From the wet porch I saw that my wife had driven up and was waiting, windshield wipers clicking. She moved over as I slid in behind the wheel. “Find out anything helpful?’ she asked. I said I’d tell her all about it later. Would she mind right now our driving down for one more look at the old Atherton place? Not really, she said. “Tonight, I somehow thought you’d want to.”
The bell high in Abbot Hall’s rain-shrouded tower had pealed a muffled six as we rounded the rise on Sewell Street and stopped, motor idling, at 57. There it was, crowded close to the narrow sidewalk by the steep slope at the back. I looked at my watch in the dashboard light; right about now, the murderer would have struck. For a long moment I listened, imagining a deathly shriek, a white dog cringing, a long knife falling from-a lifeless hand. All I heard, though, was wind and rain; all I saw was a snug little cottage, apparently untroubled now by the nightmare in its past. With new owners, old clapboards had given way to trim shingles, overgrowth in the yard to tidy shrubs. Lamps glowed at curtained windows.

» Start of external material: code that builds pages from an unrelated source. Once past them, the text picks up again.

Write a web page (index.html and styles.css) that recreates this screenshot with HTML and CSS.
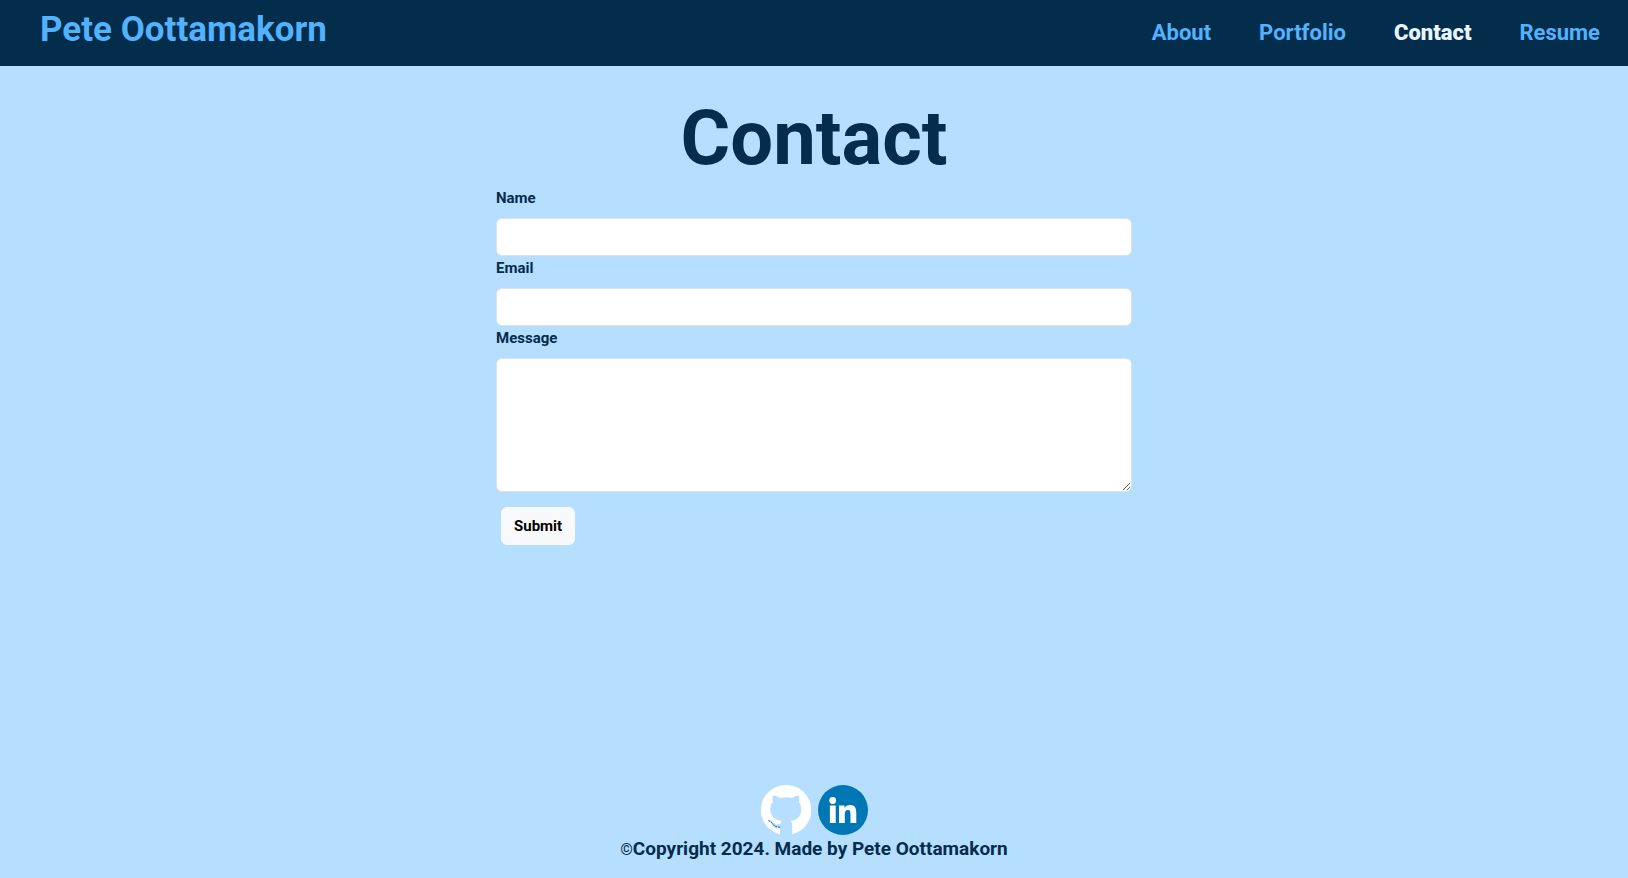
FILE: index.html
```html
<!DOCTYPE html>
<html lang="en">
<head>
  <meta charset="utf-8">
  <meta name="viewport" content="width=device-width, initial-scale=1">
  <title>Pete Oottamakorn</title>
  <link rel="stylesheet" href="styles.css">
</head>
<body>
  <header class="site-header">
    <a class="brand" href="#">Pete Oottamakorn</a>
    <nav class="site-nav">
      <a class="nav-link" href="#about">About</a>
      <a class="nav-link" href="#portfolio">Portfolio</a>
      <a class="nav-link active" href="#contact" aria-current="page">Contact</a>
      <a class="nav-link" href="#resume">Resume</a>
    </nav>
  </header>
  <main class="content">
    <h1 class="title">Contact</h1>
    <form class="contact-form">
      <label class="label" for="name">Name</label>
      <input class="field" id="name" type="text">
      <label class="label" for="email">Email</label>
      <input class="field" id="email" type="email">
      <label class="label" for="message">Message</label>
      <textarea class="field" id="message" rows="5"></textarea>
      <button class="submit" type="submit">Submit</button>
    </form>
  </main>
  <footer class="site-footer">
    <div class="social">
      <a class="social-link" href="#github" aria-label="GitHub">
        <svg viewBox="0 0 50 50" width="50" height="50">
          <path fill="#fff" d="M25 0a25 25 0 0 0-6 49.300V43C13 44.300 11.500 41 11 39.500C10.300 37.500 9 36.500 7.500 35.500C6.500 34.500 9 34.300 11 36C13 38 14 40.500 19.200 39C19.400 37.500 20 36.500 20.800 35.800C14 35 9.300 32 9.300 24C9.300 20.500 10.500 18.500 12 17C11.200 15 11.200 12.500 12 10.500C15 10.500 17.500 12 19 13C23 12 27 12 31 13C33 11.700 35.500 10.500 37.700 10.500C38.500 13 38.500 15 37.900 17C39.500 19 40.200 21 40.200 24C40.200 32 36 35 29.400 35.800C30.500 36.800 31.200 38.500 31.200 40.500V49.300A25 25 0 0 0 25 0Z"/>
          <path fill="none" stroke="#345b78" stroke-dasharray="2 1" d="M7.500 35.500l3 2 3 3.500 3 1h3"/>
        </svg>
      </a>
      <a class="social-link" href="#linkedin" aria-label="LinkedIn">
        <svg viewBox="0 0 50 50" width="50" height="50">
          <circle cx="25" cy="25" r="25" fill="#0077b5"/>
          <circle cx="14.700" cy="15.500" r="3.400" fill="#fff"/>
          <path fill="#fff" d="M11.900 20.500h5.800v17.500h-5.800zM21 20.500h5.500v2.400c1-1.700 2.900-2.900 5.500-2.900c5.200 0 6.300 3.500 6.300 8.400V38h-5.800v-8.500c0-2.500-.2-4.600-2.600-4.600s-3.100 2-3.100 4.400V38H21z"/>
        </svg>
      </a>
    </div>
    <p class="copyright"><span class="mark">©</span>Copyright 2024. Made by Pete Oottamakorn</p>
  </footer>
</body>
</html>
```
FILE: styles.css
```css
* {
  box-sizing: border-box;
}

body {
  margin: 0;
  min-height: 100vh;
  display: flex;
  flex-direction: column;
  background: #b6deff;
  color: #042c4b;
  font: 700 15px/24px Roboto, "Liberation Sans", sans-serif;
}

.site-header {
  display: flex;
  justify-content: space-between;
  align-items: flex-start;
  padding: 8px 28px 14px 40px;
  background: #042c4b;
}

.brand {
  color: #51b2fd;
  font-size: 35px;
  line-height: 44px;
  text-decoration: none;
}

.site-nav {
  display: flex;
  gap: 48px;
  padding-top: 6px;
}

.nav-link {
  color: #51b2fd;
  font-size: 22px;
  line-height: 38px;
  text-decoration: none;
}

.nav-link.active {
  color: #e8f5ff;
  font-weight: 900;
}

.content {
  flex: 1;
  width: 100%;
  max-width: 660px;
  margin: 0 auto;
  padding: 26px 12px;
}

.title {
  margin: 0 0 2px;
  font-size: 76px;
  line-height: 92px;
  text-align: center;
}

.contact-form {
  display: flex;
  flex-direction: column;
}

.label {
  margin-bottom: 8px;
}

.field {
  width: 100%;
  padding: 6px 12px;
  border: 1px solid #dee2e6;
  border-radius: 6px;
  background: #fff;
  color: #212529;
  font: 400 16px/24px Roboto, "Liberation Sans", sans-serif;
  resize: vertical;
}

.submit {
  align-self: flex-start;
  margin: 15px 5px 0;
  padding: 6px 12px;
  border: 1px solid #f8f9fa;
  border-radius: 6px;
  background: #f8f9fa;
  color: #000;
  font: inherit;
}

.site-footer {
  padding-bottom: 15px;
  text-align: center;
}

.social {
  display: flex;
  justify-content: center;
  gap: 7px;
}

.social-link {
  display: flex;
}

.copyright {
  margin: 0;
  font-size: 19px;
  line-height: 28px;
}

.mark {
  font-weight: 400;
  font-size: 16px;
  line-height: 1;
}
```
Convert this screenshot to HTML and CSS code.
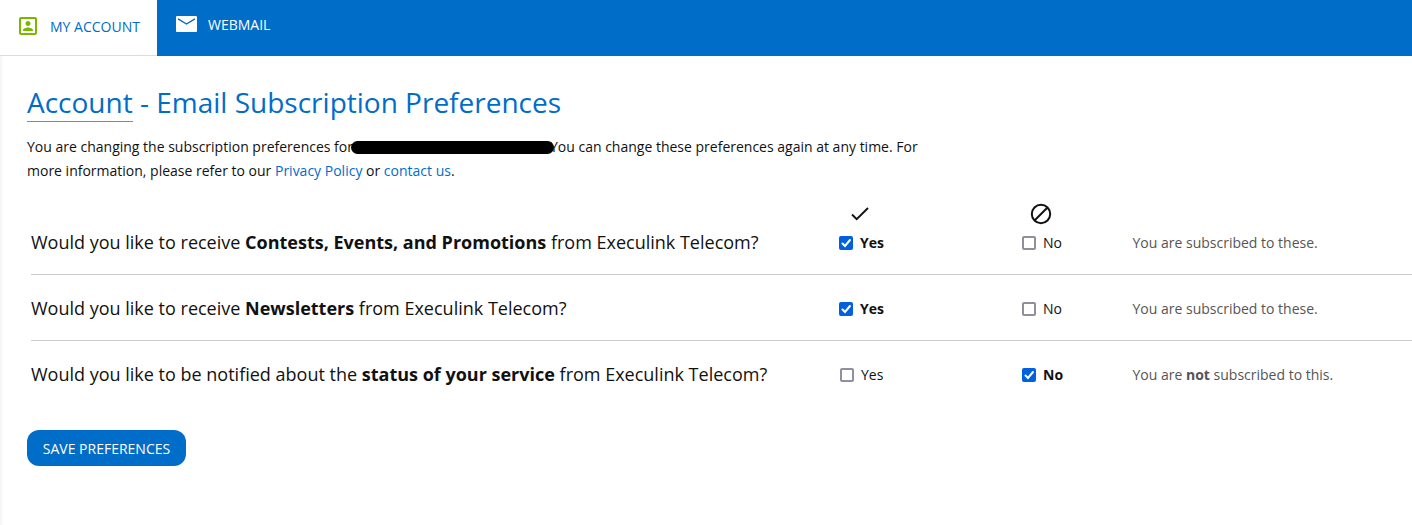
FILE: index.html
```html
<!DOCTYPE html>
<html lang="en">
<head>
  <meta charset="utf-8">
  <title>Email Subscription Preferences</title>
  <link rel="stylesheet" href="styles.css">
</head>
<body>
<nav class="topnav">
  <a class="tab active" href="#">
    <svg class="icon-account" width="24" height="24" viewBox="0 0 24 24" fill="#7ab800"><path d="M19 3H5a2 2 0 0 0-2 2v14a2 2 0 0 0 2 2h14a2 2 0 0 0 2-2V5a2 2 0 0 0-2-2zm0 16H5V5h14v14zM12 12c1.380 0 2.500-1.120 2.500-2.500S13.380 7 12 7 9.500 8.120 9.500 9.500 10.620 12 12 12zM17 17v-.8c0-1.700-3.300-2.700-5-2.700s-5 1-5 2.700v.8h10z"/></svg>
    <span>MY ACCOUNT</span>
  </a>
  <a class="tab webmail" href="#">
    <svg width="21" height="16" viewBox="0 0 21 16"><rect width="21" height="16" rx="1" fill="#fff"/><path d="M2 2.800l8.500 5.200L19 2.800" fill="none" stroke="#006dc9" stroke-width="1.400"/></svg>
    <span>WEBMAIL</span>
  </a>
</nav>
<main class="content">
  <h1><a href="#">Account</a> - Email Subscription Preferences</h1>
  <p class="intro">You are changing the subscription preferences for<span class="redacted"></span>You can change these preferences again at any time. For<br>more information, please refer to our <a href="#">Privacy Policy</a> or <a href="#">contact us</a>.</p>
  <form>
    <div class="row head">
      <span></span>
      <span class="mark"><svg width="18" height="14" viewBox="0 0 18 14"><path d="M1 7.500l4.700 4.700L17 1" fill="none" stroke="#111" stroke-width="1.900"/></svg></span>
      <span class="mark"><svg width="22" height="22" viewBox="0 0 22 22"><g fill="none" stroke="#111" stroke-width="2"><circle cx="11" cy="11" r="9.200"/><path d="M4.500 17.500l13-13"/></g></svg></span>
    </div>
    <div class="row">
      <span class="question">Would you like to receive <b>Contests, Events, and Promotions</b> from Execulink Telecom?</span>
      <label class="chosen"><input type="checkbox" checked>Yes</label>
      <label><input type="checkbox">No</label>
      <span class="status">You are subscribed to these.</span>
    </div>
    <div class="row">
      <span class="question">Would you like to receive <b>Newsletters</b> from Execulink Telecom?</span>
      <label class="chosen"><input type="checkbox" checked>Yes</label>
      <label><input type="checkbox">No</label>
      <span class="status">You are subscribed to these.</span>
    </div>
    <div class="row">
      <span class="question">Would you like to be notified about the <b>status of your service</b> from Execulink Telecom?</span>
      <label class="offset"><input type="checkbox">Yes</label>
      <label class="chosen"><input type="checkbox" checked>No</label>
      <span class="status">You are <b>not</b> subscribed to this.</span>
    </div>
    <button type="button">SAVE PREFERENCES</button>
  </form>
</main>
</body>
</html>
```
FILE: styles.css
```css
body {
  margin: 0;
  font-family: "Open Sans", sans-serif;
  font-size: 14px;
  color: #111;
  background: #fff;
  overflow: hidden;
}

a {
  color: #006dc9;
  text-decoration: none;
}

.topnav {
  display: flex;
  height: 56px;
  background: #006dc9;
}

.tab {
  display: flex;
  align-items: center;
  box-sizing: border-box;
  height: 56px;
}
.tab.active {
  width: 157px;
  padding: 0 0 3px 16px;
  background: #fff;
  border-bottom: 1px solid #ddd;
}
.tab.active span {
  margin: 0 0 0 10px;
}
.tab.webmail {
  padding: 0 0 8px 19px;
  color: #fff;
}
.tab.webmail span {
  margin: 0 0 0 11px;
}

.content {
  box-sizing: border-box;
  height: 469px;
  padding: 27px 0 0 27px;
  box-shadow: inset 4px 0 3px -2px #f4f4f4;
}

h1 {
  margin: 0;
  font-size: 28px;
  font-weight: 400;
  line-height: 39px;
  color: #006dc9;
}
h1 a {
  display: inline-block;
  border-bottom: 1px solid #888;
  line-height: 38px;
}

.intro {
  margin: 13px 0 0;
  line-height: 24px;
}

.redacted {
  display: inline-block;
  width: 203px;
  height: 13px;
  margin: 0 -4px 0 -2px;
  border-radius: 7px;
  background: #000;
  vertical-align: -2px;
}

.row {
  display: grid;
  grid-template-columns: 808px 183px 110.5px 1fr;
  align-items: center;
  height: 65px;
  margin-left: 4px;
  border-bottom: 1px solid #ccc;
}
.row.head {
  height: 22px;
  margin-top: 20px;
  border: 0;
}
.row.head + .row {
  height: 49px;
}
.row.head + .row > * {
  margin-top: -16px;
}
.row:last-of-type {
  border: 0;
}

.question {
  font-size: 18px;
}

.mark {
  display: flex;
  padding-left: 12px;
}
.mark + .mark {
  padding-left: 8px;
}

.row label {
  display: flex;
  align-items: center;
  padding-top: 2px;
}
.row .offset {
  padding-left: 1px;
}
.chosen {
  font-weight: bold;
}

input {
  appearance: none;
  box-sizing: border-box;
  width: 14px;
  height: 14px;
  margin: 0 7px 0 0;
  border: 2px solid #8f8f9d;
  border-radius: 2px;
}
input:checked {
  border: 0;
  background: #0061e0 url("data:image/svg+xml,%3Csvg xmlns='http://www.w3.org/2000/svg' viewBox='0 0 14 14'%3E%3Cpath d='M3.500 7.500l2.500 2.500 5-6' fill='none' stroke='white' stroke-width='2' stroke-linecap='round'/%3E%3C/svg%3E");
}

.status {
  padding-top: 2px;
  color: #555;
}

button {
  display: block;
  width: 159px;
  height: 36px;
  margin-top: 24px;
  padding: 0;
  border: 0;
  border-radius: 12px;
  background: #006dc9;
  color: #fff;
  font: 14px "Open Sans", sans-serif;
}
```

Few people can be left in Marblehead who think much about Beryl Atherton anymore. Time has claimed many of the suspects, Inspector Rodgers told me – though with no deathbed confessions, despite watchers who sometimes strained to catch a final whisper of the ghastly truth. Only a small remnant of us would still be here whose lives once fell under the darkness of suspicion. In April of last year, time also claimed the good Clem Rodgers, who surely knew more about the killing than any other person alive, except perhaps that one whose guilt has cast so long a shadow. Yet when November brings the first cold breath of winter, and newspapers once again recount the deepening mystery, old-time ‘Headers, brows knit like the conscience of the town, allow as how someone among them could tell a heap about the murder had he or she a mind to. They say, too, police keep watch against a killer’s revisit to the scene.
I was startled by my wife’s hand upon my arm. “Could we go home now?’ she asked.
“Yes,” I said. But I looked back through the slanting downpour as we inched on up the hill. After so many years, I still did not feel certain that a car of mine could stop there unobserved.